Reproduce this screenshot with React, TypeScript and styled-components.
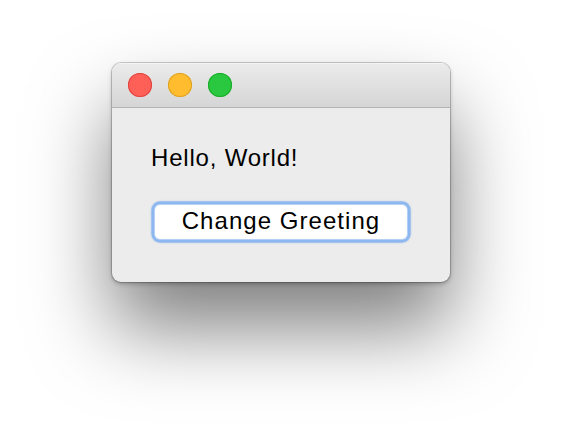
import React from "react";
import styled, { createGlobalStyle } from "styled-components";

const Global = createGlobalStyle`
  html, body { margin: 0; padding: 0; background: #ffffff; }
  body { font-family: "Liberation Sans", Arial, Helvetica, sans-serif; }
`;

const Stage = styled.div`
  width: 562px;
  height: 442px;
  padding: 63px 0 0 112px;
  box-sizing: border-box;
  overflow: hidden;
`;

const Window = styled.div`
  width: 338px;
  height: 219px;
  border-radius: 9px;
  background: #ececec;
  box-shadow: 0 0 0 1px rgba(0, 0, 0, 0.18), 0 2px 4px rgba(0, 0, 0, 0.25),
    0 46px 80px rgba(0, 0, 0, 0.5);
  display: flex;
  flex-direction: column;
  overflow: hidden;
`;

const TitleBar = styled.div`
  height: 45px;
  flex: none;
  background: linear-gradient(#ebebeb, #d5d5d5);
  border-bottom: 1px solid #b4b4b4;
  display: flex;
  align-items: center;
  gap: 16px;
  padding-left: 16px;
  box-sizing: border-box;
  box-shadow: inset 0 1px 0 #f4f4f4;
`;

const Light = styled.span<{ $fill: string; $edge: string }>`
  width: 24px;
  height: 24px;
  border-radius: 50%;
  background: ${(p) => p.$fill};
  box-shadow: inset 0 0 0 1px ${(p) => p.$edge};
  display: block;
`;

const Content = styled.div`
  padding: 35px 0 0 39px;
  display: flex;
  flex-direction: column;
  align-items: flex-start;
  gap: 32px;
`;

const Greeting = styled.div`
  font-size: 24px;
  line-height: 30px;
  color: #000;
  letter-spacing: 0.8px;
`;

const Button = styled.button`
  width: 252px;
  height: 34px;
  margin-left: 4px;
  border-radius: 5px;
  border: none;
  padding: 0 0 3px;
  background: #fff;
  box-shadow: 0 0 0 1px #b5d0f4, 0 0 0 3.5px #8cb8ef, 0 0 1.5px 4px rgba(110, 160, 230, 0.45);
  font-family: "Liberation Sans", Arial, Helvetica, sans-serif;
  font-size: 24px;
  color: #000;
  letter-spacing: 1.05px;
  display: flex;
  align-items: center;
  justify-content: center;
`;

export default function App() {
  return (
    <>
      <Global />
      <Stage>
        <Window>
          <TitleBar>
            <Light $fill="#fe5f57" $edge="#e0443e" />
            <Light $fill="#febc2e" $edge="#dea123" />
            <Light $fill="#29c840" $edge="#1aab29" />
          </TitleBar>
          <Content>
            <Greeting>Hello, World!</Greeting>
            <Button>Change Greeting</Button>
          </Content>
        </Window>
      </Stage>
    </>
  );
}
· · ·
## AIM OF THE TASK
Go through the material above and print all of it exactly, except the pictures.

## SOLUTION TO THIS TASK
Reproduce this screenshot with React, TypeScript and styled-components.
import React from "react";
import styled, { createGlobalStyle } from "styled-components";

const Global = createGlobalStyle`
  html, body { margin: 0; padding: 0; background: #ffffff; }
  body { font-family: "Liberation Sans", Arial, Helvetica, sans-serif; }
`;

const Stage = styled.div`
  width: 562px;
  height: 442px;
  padding: 63px 0 0 112px;
  box-sizing: border-box;
  overflow: hidden;
`;

const Window = styled.div`
  width: 338px;
  height: 219px;
  border-radius: 9px;
  background: #ececec;
  box-shadow: 0 0 0 1px rgba(0, 0, 0, 0.18), 0 2px 4px rgba(0, 0, 0, 0.25),
    0 46px 80px rgba(0, 0, 0, 0.5);
  display: flex;
  flex-direction: column;
  overflow: hidden;
`;

const TitleBar = styled.div`
  height: 45px;
  flex: none;
  background: linear-gradient(#ebebeb, #d5d5d5);
  border-bottom: 1px solid #b4b4b4;
  display: flex;
  align-items: center;
  gap: 16px;
  padding-left: 16px;
  box-sizing: border-box;
  box-shadow: inset 0 1px 0 #f4f4f4;
`;

const Light = styled.span<{ $fill: string; $edge: string }>`
  width: 24px;
  height: 24px;
  border-radius: 50%;
  background: ${(p) => p.$fill};
  box-shadow: inset 0 0 0 1px ${(p) => p.$edge};
  display: block;
`;

const Content = styled.div`
  padding: 35px 0 0 39px;
  display: flex;
  flex-direction: column;
  align-items: flex-start;
  gap: 32px;
`;

const Greeting = styled.div`
  font-size: 24px;
  line-height: 30px;
  color: #000;
  letter-spacing: 0.8px;
`;

const Button = styled.button`
  width: 252px;
  height: 34px;
  margin-left: 4px;
  border-radius: 5px;
  border: none;
  padding: 0 0 3px;
  background: #fff;
  box-shadow: 0 0 0 1px #b5d0f4, 0 0 0 3.5px #8cb8ef, 0 0 1.5px 4px rgba(110, 160, 230, 0.45);
  font-family: "Liberation Sans", Arial, Helvetica, sans-serif;
  font-size: 24px;
  color: #000;
  letter-spacing: 1.05px;
  display: flex;
  align-items: center;
  justify-content: center;
`;

export default function App() {
  return (
    <>
      <Global />
      <Stage>
        <Window>
          <TitleBar>
            <Light $fill="#fe5f57" $edge="#e0443e" />
            <Light $fill="#febc2e" $edge="#dea123" />
            <Light $fill="#29c840" $edge="#1aab29" />
          </TitleBar>
          <Content>
            <Greeting>Hello, World!</Greeting>
            <Button>Change Greeting</Button>
          </Content>
        </Window>
      </Stage>
    </>
  );
}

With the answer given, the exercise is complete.